Redding’s wild vocal riffing and interplay with the uninhibited horns remain exciting today especially on the multiple performances of “Satisfaction,” which will make you think Otis wrote it himself. (Redding’s sets here primarily comprised his self-written material; along with “Satisfaction,” versions of “A Hard Day’s Night,” “Papa’s Got a Brand New Bag” and Wayne Moman’s “Destiny” are the non-originals heard.) It’s rumored that the original LP was delayed as a result of an off-key trumpeter. But if the band is indeed ragged and lacking in polish, the fervor is so great that I wouldn’t have it any other way. Redding sounds proud growling as he introduces “something new,” the song “Good to Me,” and tortured during “Just One More Day” in its two performances. Even when swaggering through a gritty, improvised Southern soul workout, Otis’ voice embodied heartache. Legend has it that Bob Dylan, an opening night guest, was so taken with Redding that he offered him new songs on the spot.
It’s hard to beat Live on the Sunset Strip for sheer power. Wally Heider’s recording sounds fine in Joe Tarantino’s new mastering. Only a surround-sound release would place you more in the action with the audibly-appreciative audience. The booklet offers a fine essay by Ashley Kahn, which draws upon an interview with Taj Mahal, whose band The Rising Sons opened for Redding during the Whisky stint.
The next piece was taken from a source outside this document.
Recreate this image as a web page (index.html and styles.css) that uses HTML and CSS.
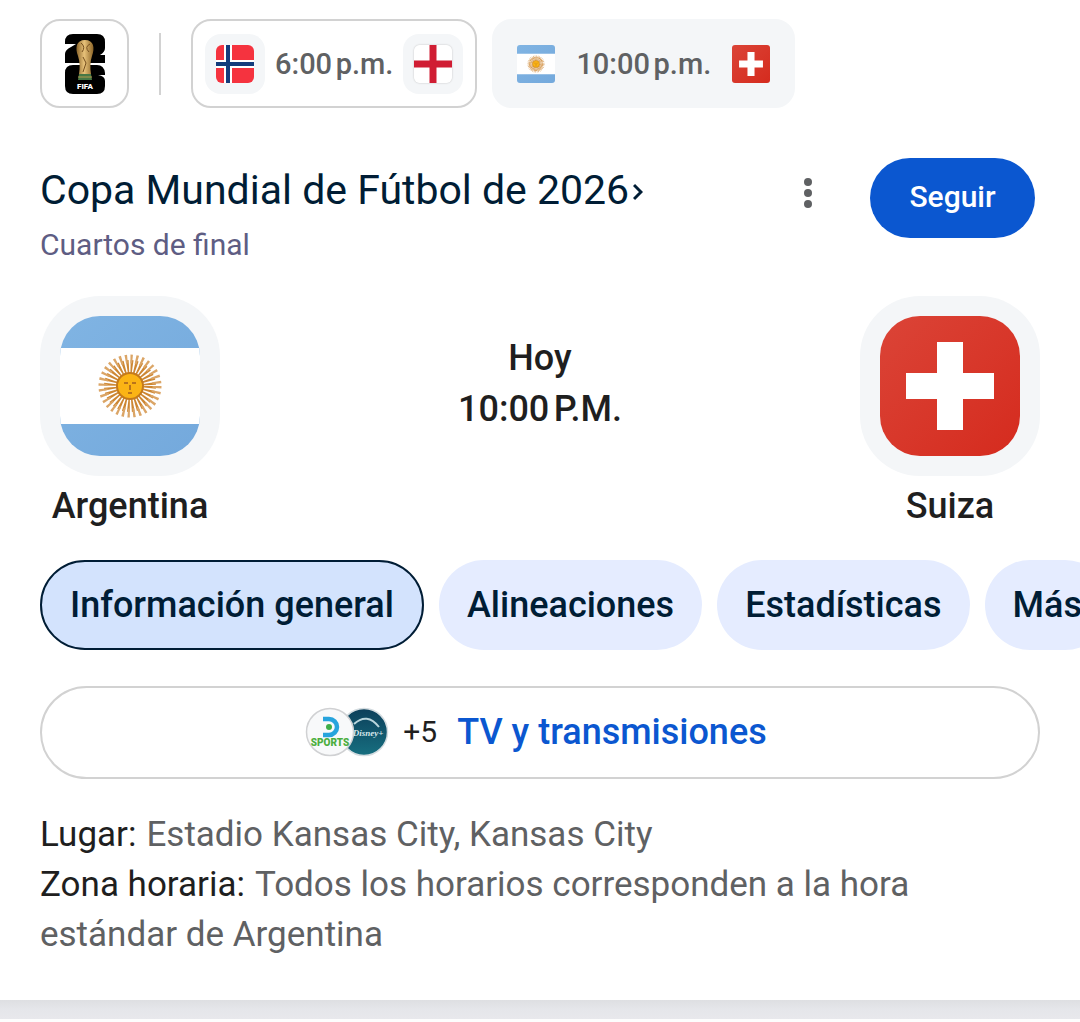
FILE: index.html
```html
<!DOCTYPE html>
<html lang="es">
<head>
<meta charset="utf-8">
<meta name="viewport" content="width=device-width, initial-scale=1">
<title>Argentina - Suiza</title>
<link rel="stylesheet" href="styles.css">
</head>
<body>
<svg width="0" height="0" class="defs" aria-hidden="true">
  <defs>
    <linearGradient id="sky" x1="0" y1="0" x2="1" y2="1"><stop offset="0" stop-color="#80b4e3"/><stop offset="1" stop-color="#74a9dc"/></linearGradient>
    <linearGradient id="red" x1="0" y1="0" x2="1" y2="1"><stop offset="0" stop-color="#db4437"/><stop offset="1" stop-color="#d52b1e"/></linearGradient>
    <linearGradient id="gold" x1="0" y1="0" x2="1" y2="0"><stop offset="0" stop-color="#8a6429"/><stop offset=".45" stop-color="#e8c27a"/><stop offset="1" stop-color="#8d6527"/></linearGradient>
    <linearGradient id="teal" x1="0" y1="0" x2="0" y2="1"><stop offset="0" stop-color="#0c3f5a"/><stop offset="1" stop-color="#176f80"/></linearGradient>
    <symbol id="argentina" viewBox="0 0 140 140">
      <path fill="url(#sky)" d="M0 0h140v140H0z"/>
      <path fill="#fff" d="M0 32h140v76H0z"/>
      <circle cx="70" cy="70" r="19" fill="none" stroke="#cd8733" stroke-width="14" stroke-dasharray="2.1 1.63"/>
      <circle cx="70" cy="70" r="27" fill="none" stroke="#dba566" stroke-width="9" stroke-dasharray="2.2 3.1"/>
      <circle cx="70" cy="70" r="13" fill="#fbb415" stroke="#c47a1c" stroke-width="2"/>
      <path d="M64 67h4M72 67h4M70 69v5M68 77h4" stroke="#b9741b" stroke-width="2" fill="none"/>
    </symbol>
    <symbol id="suiza" viewBox="0 0 140 140">
      <path fill="url(#red)" d="M0 0h140v140H0z"/>
      <path fill="#fff" d="M57 26h26v31h31v26H83v31H57V83H26V57h31z"/>
    </symbol>
  </defs>
</svg>

<main class="card">
  <nav class="matches" aria-label="Partidos">
    <a class="chip chip-logo" href="#copa" aria-label="Copa Mundial">
      <svg class="cup" viewBox="0 0 42 62">
        <path fill="#000" d="M9 1h24q8 0 8 8v6q0 4-5 7h5v8H1v-9q0-4 6-7l5-3H1V9q0-8 8-8zM9 32h24q7 0 8 8v2h-7q7 1 7 6v5q0 8-8 8H9q-8 0-8-8V40q0-8 8-8z"/>
        <path fill="url(#gold)" d="M21 7c9 0 10 8 7 16-2 6-2 12-1 18H15c1-6 1-12-1-18-3-8-2-16 7-16z"/>
        <path d="M17 10q5 4 1 9M26 11q-6 3-1 8M19 24l3 6-3 9" stroke="#765020" fill="none"/>
        <path fill="#477846" d="M15 41h12l1 6H14z"/>
        <path d="M14 44h14" stroke="#b59a4d"/>
        <text class="cup-text" x="21" y="56" text-anchor="middle">FIFA</text>
      </svg>
    </a>
    <span class="divider"></span>
    <a class="chip" href="#p1">
      <span class="badge"><svg class="flag flag-round" viewBox="0 0 38 38"><path fill="#f5333f" d="M0 0h38v38H0z"/><path d="M12 0v38M0 19h38" stroke="#fff" stroke-width="8"/><path d="M12 0v38M0 19h38" stroke="#143c7c" stroke-width="4"/></svg></span>
      <span class="time">6:00&#8239;p.m.</span>
      <span class="badge"><svg class="flag flag-round flag-edge" viewBox="0 0 38 38"><path fill="#fff" d="M0 0h38v38H0z"/><path d="M19 0v38M0 19h38" stroke="#d01d33" stroke-width="7"/></svg></span>
    </a>
    <a class="chip chip-current" href="#p2" aria-current="true">
      <span class="badge"><svg class="flag"><use href="#argentina"/></svg></span>
      <span class="time">10:00&#8239;p.m.</span>
      <span class="badge"><svg class="flag"><use href="#suiza"/></svg></span>
    </a>
  </nav>

  <header class="header">
    <div class="heading">
      <h1 class="title"><a href="#copa">Copa Mundial de Fútbol de 2026<svg class="chevron" viewBox="0 0 10 18"><path d="M1 2l7 7-7 7" fill="none" stroke="currentColor" stroke-width="3"/></svg></a></h1>
      <p class="stage">Cuartos de final</p>
    </div>
    <button class="more" type="button" aria-label="Más opciones"><svg viewBox="0 0 8 32" width="8" height="32"><g fill="#5f6163"><circle cx="4" cy="5" r="4"/><circle cx="4" cy="16" r="4"/><circle cx="4" cy="27" r="4"/></g></svg></button>
    <button class="follow" type="button">Seguir</button>
  </header>

  <section class="score">
    <div class="team"><span class="crest"><svg class="crest-flag"><use href="#argentina"/></svg></span><span class="name">Argentina</span></div>
    <p class="kickoff">Hoy<br>10:00&#8239;P.M.</p>
    <div class="team"><span class="crest"><svg class="crest-flag"><use href="#suiza"/></svg></span><span class="name">Suiza</span></div>
  </section>

  <nav class="tabs" aria-label="Secciones">
    <button class="tab tab-active" type="button">Información general</button>
    <button class="tab" type="button">Alineaciones</button>
    <button class="tab" type="button">Estadísticas</button>
    <button class="tab" type="button">Más</button>
  </nav>

  <a class="tv" href="#tv">
    <svg class="channels" viewBox="0 0 84 50">
      <circle cx="59" cy="25" r="23.500" fill="url(#teal)" stroke="#d4dce0" stroke-width="1.500"/>
      <path d="M49 17q13-12 25 3" fill="none" stroke="#b9d5dc" stroke-width="2"/>
      <text class="disney" x="63" y="29" text-anchor="middle">Disney+</text>
      <circle cx="25" cy="25" r="23.500" fill="#f8f9fa" stroke="#d0d1d3" stroke-width="1.500"/>
      <path d="M18 12h6a8 8 0 0 1 0 16h-6" fill="none" stroke="#27a4dd" stroke-width="4.500"/>
      <circle cx="24" cy="20" r="3" fill="#3fae49"/>
      <text class="sports" x="25" y="39" text-anchor="middle">SPORTS</text>
    </svg>
    <span class="extra">+5</span>
    <span class="tv-label">TV y transmisiones</span>
  </a>

  <div class="info">
    <p><span class="key">Lugar:</span>Estadio Kansas City, Kansas City</p>
    <p><span class="key">Zona horaria:</span>Todos los horarios corresponden a la hora estándar de Argentina</p>
  </div>
</main>
<div class="gap"></div>
</body>
</html>
```
FILE: styles.css
```css
* { box-sizing: border-box; }
body { margin: 0; background: #fdfdfd; color: #1f1f1f; font-family: Roboto, "Liberation Sans", sans-serif; }
h1, p { margin: 0; }
a { color: inherit; text-decoration: none; }
button { font: inherit; border: 0; cursor: pointer; }
svg { display: block; flex: none; }
.defs { position: absolute; }

.card { background: #fff; padding: 19px 40px 40px; overflow: hidden; }

.matches { display: flex; align-items: center; }
.chip { display: flex; align-items: center; height: 89px; padding: 0 12px; gap: 10px; border: 2px solid #d2d2d2; border-radius: 20px; }
.chip-logo { width: 89px; padding: 0; justify-content: center; }
.chip-current { margin-left: 15px; border-color: #f4f6f8; background: #f4f6f8; }
.cup { width: 42px; height: 62px; }
.cup-text { font-size: 8px; font-weight: 900; fill: #fff; }
.divider { width: 2px; height: 62px; margin: 0 30px; background: #d2d2d2; }
.badge { display: grid; place-items: center; width: 60px; height: 60px; border-radius: 16px; background: #f4f6f8; }
.flag { width: 38px; height: 38px; border-radius: 3px; }
.flag-round { border-radius: 6px; }
.flag-edge { box-shadow: 0 0 2px #bbb; }
.time { font-size: 29px; font-weight: 500; color: #5f6163; white-space: nowrap; }

.header { display: flex; align-items: flex-start; margin-top: 50px; padding-right: 5px; }
.heading { flex: 1; }
.title { font-size: 41px; line-height: 64px; font-weight: 400; color: #001d35; }
.title a { display: flex; align-items: center; gap: 4px; }
.chevron { width: 10px; height: 18px; margin-top: 4px; }
.stage { font-size: 30px; line-height: 46px; color: #5e5d83; }
.more { margin: 19px 58px 0 0; padding: 0; background: none; }
.follow { width: 165px; height: 80px; padding: 0 0 4px; border-radius: 40px; background: #0b57d0; color: #fff; font-size: 30px; font-weight: 500; }

.score { display: flex; justify-content: space-between; margin-top: 28px; }
.team { display: flex; flex-direction: column; align-items: center; width: 180px; }
.crest { display: grid; place-items: center; width: 180px; height: 180px; border-radius: 60px; background: #f4f6f8; }
.crest-flag { width: 140px; height: 140px; border-radius: 40px; }
.name { font-size: 36px; line-height: 60px; font-weight: 500; }
.kickoff { padding-top: 37px; text-align: center; font-size: 36px; line-height: 51px; font-weight: 500; }

.tabs { display: flex; gap: 15px; margin: 24px -40px 0 0; overflow: hidden; }
.tab { flex: none; height: 90px; padding: 0 28px; border-radius: 45px; background: #e5ecff; color: #001d35; font-size: 36px; font-weight: 500; }
.tab-active { border: 2px solid #001d35; background: #d3e3fd; }

.tv { display: flex; align-items: center; justify-content: center; height: 93px; margin-top: 36px; padding: 0 8px 2px 0; border: 2px solid #d2d2d2; border-radius: 47px; }
.channels { width: 84px; height: 50px; }
.disney { font: italic 700 9px "Liberation Serif", serif; fill: #d7e7eb; }
.sports { font-size: 10px; font-weight: 900; fill: #4cae3f; }
.extra { margin: 0 20px 0 14px; font-size: 30px; }
.tv-label { color: #0b57d0; font-size: 36px; font-weight: 500; }

.info { margin-top: 31px; font-size: 35px; line-height: 50px; color: #5f6163; }
.key { margin-right: 10px; color: #1f1f1f; }

.gap { height: 19px; background: linear-gradient(#dedfe2, #e5e6ea 50%, #e8e8ec); }
```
Complete discographical information would have been welcome, though; it still hasn’t been officially indicated which tracks have previously appeared where. (Unlike on the other 2 discs, though, all performances here are unedited.) A photo of an ironically tuxedo-clad Redding and his glittery ensemble in action at the Whisky is a nice touch, and there’s also a tray photo of the club’s exterior. The cover art is the least successful aspect of the package. While in the spirit of the psychedelic images that graced authentic Whisky posters of the era, its gaudy colors and lettering could easily find it mistaken for a budget knockoff release.
“See how hard we have to work to eat?” Redding teases the audience at one point during the third set before launching to an impassioned and fiery “Ole Man Trouble.” Far from ever appearing an effortless performer, Redding instead gave blood, sweat and tears in every performance. He may have passed away at a criminally young age in 1967, but releases like Live on the Sunset Strip see that it always remains “star time” for the preternaturally-talented vocalist, writer and performer.